Numerical modeling of hydraulic fracture problem in permeable medium using cohesive zone model

This paper considers the problem of a fluid-driven fracture propagating in a permeable poroelastic medium. We develop a zero-thickness finite element to model the fracture. The fracture propagation is governed by a cohesive zone model and the flow within the fracture by the lubrication equation. The hydro-mechanical equations are solved with a fully coupled approach, using the developed zero-thickness element for the propagating fracture and conventional bulk finite elements for the surrounding medium. The numerical results are compared to analytical asymptotic solutions under zero fluid lag assumption in the four following limiting propagation regimes: toughness-fracture storage, toughness-leak-off, viscosity-fracture storage and viscosity-leak-off dominated. We demonstrate the ability of our cohesive zone model in simulating the hydraulic fracture in all these propagation regimes.

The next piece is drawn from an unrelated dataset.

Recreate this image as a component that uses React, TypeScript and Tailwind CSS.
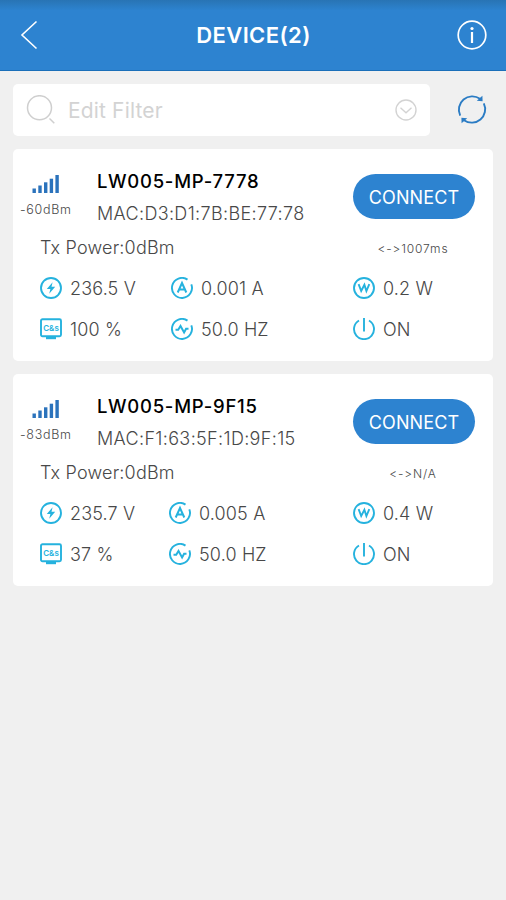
import { ReactNode } from "react"

type Device = {
    name: string
    mac: string
    rssi: string
    interval: string
    voltage: string
    current: string
    power: string
    energy: string
    columns: string
}

const devices: Device[] = [
    {
        name: "LW005-MP-7778",
        mac: "D3:D1:7B:BE:77:78",
        rssi: "-60dBm",
        interval: "<->1007ms",
        voltage: "236.5 V",
        current: "0.001 A",
        power: "0.2 W",
        energy: "100 %",
        columns: "grid-cols-[131px_182px_1fr]"
    },
    {
        name: "LW005-MP-9F15",
        mac: "F1:63:5F:1D:9F:15",
        rssi: "-83dBm",
        interval: "<->N/A",
        voltage: "235.7 V",
        current: "0.005 A",
        power: "0.4 W",
        energy: "37 %",
        columns: "grid-cols-[129px_184px_1fr]"
    }
]

export default function App() {
    return <div className="min-h-[900px] w-[506px] bg-[#f0f0f0] font-['Inter','Liberation_Sans',sans-serif] text-[#484848] [font-feature-settings:'calt'_0]">
        <AppBar title={`DEVICE(${devices.length})`} />
        <div className="flex items-center pl-[13px] pr-[18px] pt-[13px]">
            <div className="flex h-[52px] w-[417px] items-center rounded-[5px] bg-white pl-[13px] pr-[13px]">
                <SearchIcon />
                <div className="ml-[12px] flex-1 pt-px text-[21px] tracking-[0.15px] text-[#d3d3d3]">Edit Filter</div>
                <ChevronIcon />
            </div>
            <div className="ml-auto"><RefreshIcon /></div>
        </div>
        <div className="flex flex-col gap-[13px] px-[13px] pt-[13px]">
            {devices.map((device) => <DeviceCard key={device.mac} device={device} />)}
        </div>
    </div>
}

const AppBar = ({ title }: { title: string }) => {
    return <div className="flex h-[71px] items-center justify-between border-b border-[#1a6fb9] bg-linear-to-b from-[#2874b4] via-[#2d83d0] via-15% to-[#2d83d0] pl-[20px] pr-[19px]">
        <svg width="30" height="30" viewBox="0 0 30 30" fill="none" stroke="#fff" strokeWidth="1.6">
            <path d="M16.5 1.5 2 15 16.5 28.5" />
        </svg>
        <div className="pt-px text-[22px] font-semibold tracking-[0.4px] text-white">{title}</div>
        <svg width="30" height="30" viewBox="0 0 30 30" fill="none" stroke="#fff" strokeWidth="1.7">
            <circle cx="15" cy="15" r="13.8" />
            <path d="M15 12V23" strokeWidth="2.2" />
            <circle cx="15" cy="8.5" r="1.6" fill="#fff" stroke="none" />
        </svg>
    </div>
}

const DeviceCard = ({ device }: { device: Device }) => {
    return <div className="h-[212px] rounded-[5px] bg-white">
        <div className="flex h-[84px] pr-[18px]">
            <div className="flex w-[84px] flex-col items-start pt-[25px]">
                <div className="ml-[19px]"><SignalIcon /></div>
                <div className="ml-[7px] mt-[7px] text-[12.5px] font-light leading-[17px] tracking-[0.7px]">{device.rssi}</div>
            </div>
            <div className="flex-1 pt-[20px]">
                <div className="text-[18.5px] font-medium leading-[24px] tracking-[0.75px] text-black">{device.name}</div>
                <div className="mt-[8px] text-[18px] font-light leading-[25px] tracking-[0.35px]">MAC:{device.mac}</div>
            </div>
            <button className="mt-[25px] h-[45px] w-[122px] rounded-full bg-[#2d83d0] pt-px text-[18px] tracking-[0.1px] text-white">CONNECT</button>
        </div>
        <div className="flex h-[28px] items-center justify-between pl-[27px]">
            <div className="text-[18px] font-light tracking-[0.2px]">Tx Power:0dBm</div>
            <div className="mt-[3px] w-[160px] text-center text-[12px] font-light tracking-[0.85px]">{device.interval}</div>
        </div>
        <div className={`mt-[16px] grid ${device.columns} gap-y-[19px] pl-[27px]`}>
            <Reading icon={<VoltIcon />} value={device.voltage} />
            <Reading icon={<AmpIcon />} value={device.current} />
            <Reading icon={<WattIcon />} value={device.power} />
            <Reading icon={<EnergyIcon />} value={device.energy} />
            <Reading icon={<FrequencyIcon />} value="50.0 HZ" />
            <Reading icon={<PowerIcon />} value="ON" />
        </div>
    </div>
}

const Reading = ({ icon, value }: { icon: ReactNode, value: string }) => {
    return <div className="flex h-[22px] items-center gap-[8px]">
        {icon}
        <div className="pt-px text-[18px] font-light leading-[22px] tracking-[0.15px]">{value}</div>
    </div>
}

const ReadingSvg = ({ children }: { children: ReactNode }) => {
    return <svg width="22" height="22" viewBox="0 0 22 22" fill="none" stroke="#25b2de" strokeWidth="1.9">{children}</svg>
}

const VoltIcon = () => <ReadingSvg>
    <circle cx="11" cy="11" r="10" />
    <path d="M12.6 5.2 6.8 12h3.6l-1.2 4.8 6-7h-3.7z" fill="#25b2de" stroke="none" />
</ReadingSvg>

const AmpIcon = () => <ReadingSvg>
    <path d="M16.5 2.6A10 10 0 1 0 20.3 7.3" />
    <path d="M6.7 15.5 11 6l4.3 9.5M8.5 12.5h5" strokeWidth="2" />
</ReadingSvg>

const WattIcon = () => <ReadingSvg>
    <circle cx="11" cy="11" r="10" />
    <path d="M5.6 7.2 8.2 14 11.4 7.8l2 6.2 2.9-6.8" strokeWidth="1.9" />
</ReadingSvg>

const EnergyIcon = () => <ReadingSvg>
    <rect x="1" y="1.2" width="20" height="17" rx="1.5" />
    <path d="M6 20h10" strokeWidth="2.4" />
    <text x="11" y="13" textAnchor="middle" fontSize="8" fontWeight="600" fill="#25b2de" stroke="none">C&amp;s</text>
</ReadingSvg>

const FrequencyIcon = () => <ReadingSvg>
    <path d="M16.5 2.6A10 10 0 1 0 20.3 7.3" />
    <path d="M4.5 11.7h2.7L9.5 8l3.6 6.5 2-3.7h2.4" strokeWidth="2" />
</ReadingSvg>

const PowerIcon = () => <ReadingSvg>
    <path d="M6 2.5a10 10 0 1 0 10 0M11 0v13.5" />
</ReadingSvg>

const SignalIcon = () => {
    return <svg width="28" height="20" viewBox="0 0 28 20" fill="#2b73bc">
        <rect x="0.5" y="14.5" width="3.4" height="4.5" />
        <rect x="6.3" y="11.5" width="3.4" height="7.5" />
        <rect x="12" y="8.3" width="3.4" height="10.7" />
        <rect x="17.7" y="4.7" width="3.4" height="14.3" />
        <rect x="23.4" y="1" width="3.4" height="18" />
    </svg>
}

const SearchIcon = () => {
    return <svg width="30" height="30" viewBox="0 0 30 30" fill="none" stroke="#cfcfcf" strokeWidth="1.5">
        <circle cx="13.5" cy="12.7" r="12" />
        <path d="m23.5 23.5 4.8 4.8" />
    </svg>
}

const ChevronIcon = () => {
    return <svg width="22" height="22" viewBox="0 0 22 22" fill="none" stroke="#d3d3d3" strokeWidth="1.4">
        <circle cx="11" cy="11" r="10" />
        <path d="m5.5 8.7 5.5 5 5.5-5" />
    </svg>
}

const RefreshIcon = () => {
    return <svg width="32" height="32" viewBox="0 0 32 32" fill="none" stroke="#2b7cc4" strokeWidth="1.9">
        <path d="M4.2 21.6A13.4 13.4 0 0 1 24 4.8M27.8 9.4A13.4 13.4 0 0 1 8 26.2" />
        <path d="M26.4 1.8 26.6 7.2 20.8 6.8zM5.6 29.2 5.4 23.8 11.2 24.2z" fill="#2b7cc4" stroke="none" />
    </svg>
}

► We model the propagation of a fluid-driven fracture in a permeable poroelastic rock. ► We demonstrate the ability of cohesive finite element to handle fracture propagation. ► The agreement between our numerical results and analytical solutions is very good. ► We investigate the influence of the medium permeability on the fracture propagation. ► At high permeability, both back-stress and diffusion pattern affect the propagation.